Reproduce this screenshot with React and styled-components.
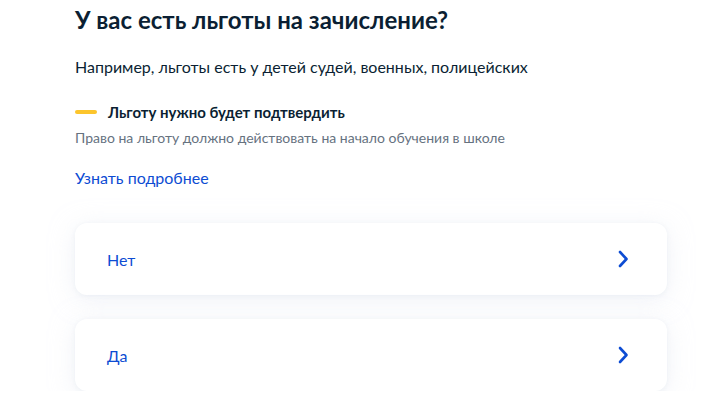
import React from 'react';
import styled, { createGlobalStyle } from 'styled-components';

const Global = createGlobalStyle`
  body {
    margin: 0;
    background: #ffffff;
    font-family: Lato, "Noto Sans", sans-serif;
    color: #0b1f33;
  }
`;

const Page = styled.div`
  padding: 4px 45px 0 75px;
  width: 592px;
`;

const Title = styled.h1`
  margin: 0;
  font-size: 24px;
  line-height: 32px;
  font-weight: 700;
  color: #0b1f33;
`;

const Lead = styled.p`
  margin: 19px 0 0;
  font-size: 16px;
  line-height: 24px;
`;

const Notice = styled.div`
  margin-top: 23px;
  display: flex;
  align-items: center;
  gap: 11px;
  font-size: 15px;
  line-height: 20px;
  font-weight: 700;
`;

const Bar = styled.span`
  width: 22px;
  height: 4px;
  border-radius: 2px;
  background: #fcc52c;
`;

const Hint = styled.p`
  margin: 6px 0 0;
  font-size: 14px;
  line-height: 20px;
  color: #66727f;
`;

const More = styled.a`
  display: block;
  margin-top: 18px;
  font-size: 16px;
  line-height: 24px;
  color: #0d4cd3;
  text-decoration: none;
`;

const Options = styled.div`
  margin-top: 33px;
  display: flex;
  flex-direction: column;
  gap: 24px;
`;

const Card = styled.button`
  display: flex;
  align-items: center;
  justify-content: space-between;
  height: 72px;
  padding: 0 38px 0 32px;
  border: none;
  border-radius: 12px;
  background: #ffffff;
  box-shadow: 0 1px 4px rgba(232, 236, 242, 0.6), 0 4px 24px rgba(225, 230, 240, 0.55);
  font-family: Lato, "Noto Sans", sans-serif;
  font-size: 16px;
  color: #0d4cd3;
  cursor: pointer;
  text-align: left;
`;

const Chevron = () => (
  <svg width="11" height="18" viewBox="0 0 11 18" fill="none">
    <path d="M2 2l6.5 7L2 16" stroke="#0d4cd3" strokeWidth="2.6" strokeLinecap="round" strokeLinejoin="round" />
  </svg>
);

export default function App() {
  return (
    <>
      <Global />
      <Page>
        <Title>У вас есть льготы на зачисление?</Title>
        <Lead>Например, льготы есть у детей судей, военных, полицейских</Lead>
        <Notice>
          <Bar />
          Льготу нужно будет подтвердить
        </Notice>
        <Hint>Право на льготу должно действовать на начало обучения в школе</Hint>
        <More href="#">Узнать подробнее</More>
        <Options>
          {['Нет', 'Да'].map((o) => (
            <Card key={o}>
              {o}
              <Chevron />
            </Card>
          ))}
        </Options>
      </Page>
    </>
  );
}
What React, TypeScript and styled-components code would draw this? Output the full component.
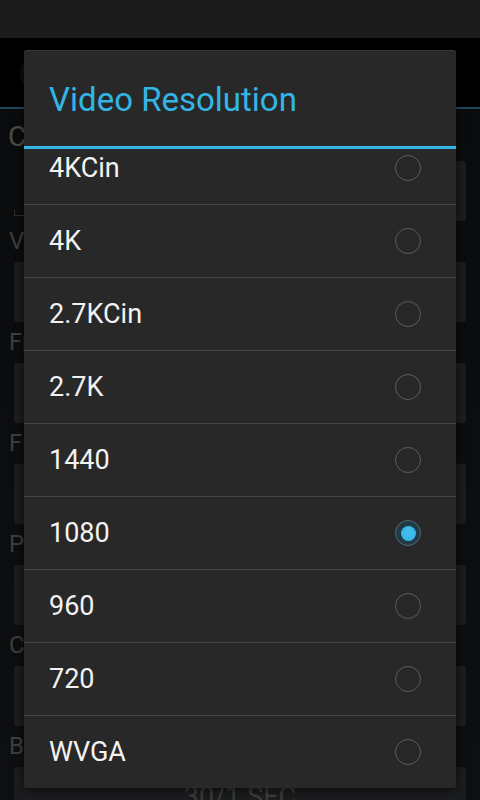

■ ■ ■

What you need to do ▸
Give the entries again without a single change, but with no pictures.

Problem solution ▸
Reproduce this screenshot with React and styled-components.
import React from 'react';
import styled, { createGlobalStyle } from 'styled-components';

const Global = createGlobalStyle`
  body {
    margin: 0;
    background: #ffffff;
    font-family: Lato, "Noto Sans", sans-serif;
    color: #0b1f33;
  }
`;

const Page = styled.div`
  padding: 4px 45px 0 75px;
  width: 592px;
`;

const Title = styled.h1`
  margin: 0;
  font-size: 24px;
  line-height: 32px;
  font-weight: 700;
  color: #0b1f33;
`;

const Lead = styled.p`
  margin: 19px 0 0;
  font-size: 16px;
  line-height: 24px;
`;

const Notice = styled.div`
  margin-top: 23px;
  display: flex;
  align-items: center;
  gap: 11px;
  font-size: 15px;
  line-height: 20px;
  font-weight: 700;
`;

const Bar = styled.span`
  width: 22px;
  height: 4px;
  border-radius: 2px;
  background: #fcc52c;
`;

const Hint = styled.p`
  margin: 6px 0 0;
  font-size: 14px;
  line-height: 20px;
  color: #66727f;
`;

const More = styled.a`
  display: block;
  margin-top: 18px;
  font-size: 16px;
  line-height: 24px;
  color: #0d4cd3;
  text-decoration: none;
`;

const Options = styled.div`
  margin-top: 33px;
  display: flex;
  flex-direction: column;
  gap: 24px;
`;

const Card = styled.button`
  display: flex;
  align-items: center;
  justify-content: space-between;
  height: 72px;
  padding: 0 38px 0 32px;
  border: none;
  border-radius: 12px;
  background: #ffffff;
  box-shadow: 0 1px 4px rgba(232, 236, 242, 0.6), 0 4px 24px rgba(225, 230, 240, 0.55);
  font-family: Lato, "Noto Sans", sans-serif;
  font-size: 16px;
  color: #0d4cd3;
  cursor: pointer;
  text-align: left;
`;

const Chevron = () => (
  <svg width="11" height="18" viewBox="0 0 11 18" fill="none">
    <path d="M2 2l6.5 7L2 16" stroke="#0d4cd3" strokeWidth="2.6" strokeLinecap="round" strokeLinejoin="round" />
  </svg>
);

export default function App() {
  return (
    <>
      <Global />
      <Page>
        <Title>У вас есть льготы на зачисление?</Title>
        <Lead>Например, льготы есть у детей судей, военных, полицейских</Lead>
        <Notice>
          <Bar />
          Льготу нужно будет подтвердить
        </Notice>
        <Hint>Право на льготу должно действовать на начало обучения в школе</Hint>
        <More href="#">Узнать подробнее</More>
        <Options>
          {['Нет', 'Да'].map((o) => (
            <Card key={o}>
              {o}
              <Chevron />
            </Card>
          ))}
        </Options>
      </Page>
    </>
  );
}
What React, TypeScript and styled-components code would draw this? Output the full component.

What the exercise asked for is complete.